The school district’s superintendent, Dr. Harold Olin, denied any bullying reports had ever been submitted by either the parents or the boy.
However, he acknowledged that the school’s administrators and counselor had regular conversations with the family throughout the year, without elaborating because of confidentiality rules.
The schoolboy’s family insisted their fears had been made clear.
‘They knew this was going on. They knew this was going on,’ the dad said.
Sammy’s grandmother, Cynthia Teusch, was furious at the district for claiming it has a zero-tolerance policy on bullying.
‘That they can’t just say they have zero tolerance because that doesn’t mean there is zero tolerance about bullies, their zero tolerance means that they don’t have responsibility for it,’ she told WPTA.
‘People trust their kids to the school, but now that trust is breaking down.’
Police investigate
Greenfield police issued a statement, saying Sammy’s death was under investigation.

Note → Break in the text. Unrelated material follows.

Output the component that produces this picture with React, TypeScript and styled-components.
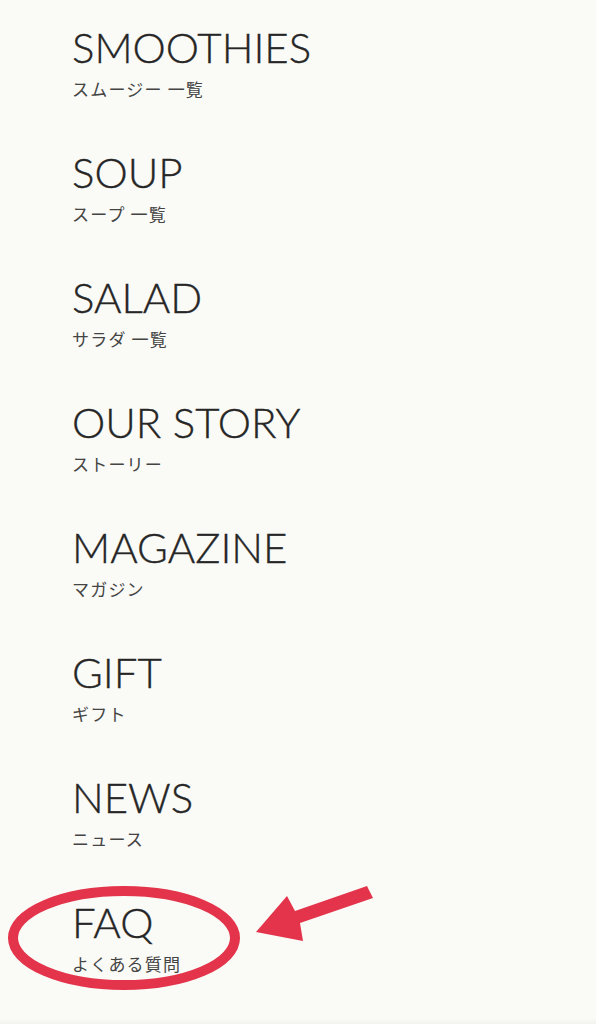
import React from 'react';
import styled, { createGlobalStyle } from 'styled-components';

const GlobalStyle = createGlobalStyle`
  html, body {
    margin: 0;
    padding: 0;
    background: #fafaf6;
  }
  * {
    box-sizing: border-box;
  }
`;

const Page = styled.div`
  position: relative;
  width: 596px;
  height: 1024px;
  overflow: hidden;
  background: #fafaf6;
`;

const Menu = styled.nav`
  display: flex;
  flex-direction: column;
  gap: 50px;
  padding: 26px 0 0 72px;
`;

const Item = styled.a`
  display: flex;
  flex-direction: column;
  color: #333;
  text-decoration: none;
`;

const Title = styled.span`
  font-family: Lato, 'Noto Sans', sans-serif;
  font-weight: 300;
  font-size: 42px;
  line-height: 42px;
  letter-spacing: 0;
  color: #262626;
  -webkit-text-stroke: 0.35px #262626;
`;

const Sub = styled.span`
  margin-top: 9px;
  font-family: 'Noto Sans CJK JP', 'Noto Sans', sans-serif;
  font-size: 17px;
  line-height: 24px;
  letter-spacing: 1.2px;
  color: #444;
`;

const BottomEdge = styled.div`
  position: absolute;
  left: 0;
  right: 0;
  bottom: 0;
  height: 6px;
  background: linear-gradient(to bottom, rgba(0, 0, 0, 0), rgba(0, 0, 0, 0.03));
`;

const Annotation = styled.svg`
  position: absolute;
  left: 0;
  top: 0;
  pointer-events: none;
`;

const items = [
  { en: 'SMOOTHIES', ja: 'スムージー 一覧' },
  { en: 'SOUP', ja: 'スープ 一覧' },
  { en: 'SALAD', ja: 'サラダ 一覧' },
  { en: 'OUR STORY', ja: 'ストーリー' },
  { en: 'MAGAZINE', ja: 'マガジン' },
  { en: 'GIFT', ja: 'ギフト' },
  { en: 'NEWS', ja: 'ニュース' },
  { en: 'FAQ', ja: 'よくある質問' },
];

const RED = '#e3344b';

export default function App() {
  return (
    <Page>
      <GlobalStyle />
      <Menu>
        {items.map((item) => (
          <Item key={item.en} href="#">
            <Title>{item.en}</Title>
            <Sub>{item.ja}</Sub>
          </Item>
        ))}
      </Menu>
      <BottomEdge />
      <Annotation width="596" height="1024" viewBox="0 0 596 1024">
        <ellipse cx="124" cy="938" rx="111" ry="47" fill="none" stroke={RED} strokeWidth="10" />
        <polygon
          points="367,886 373,898 300,923 303,941 256,932 287,896 295,911"
          fill={RED}
        />
      </Annotation>
    </Page>
  );
}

‘Parents, now is the time to talk to your kids,’ police said. ‘There shouldn’t be anything in their lives you don’t know about. School, homework, sports, friends, every aspect of their lives. The more conversations you have about everyday life, the more comfortable they will be talking about the hard stuff.’
The boy’s mom, Nichole, believes her son took his life because the constant bullying — especially an unspecified incident in a bathroom last week — left him too afraid to go to school.
‘He was my little boy. He was my baby. He was the youngest one,’ she told WTHR.
Sammy was remembered as a boy who ‘knew no stranger, meant no harm to anyone, never sat still, had the biggest heart along with the best smile,’ according to his online obituary. Sammy ‘had big plans for the future.’
Not immediately clear is the manner in which the boy took his own life or whether the school or any students would be brought to account.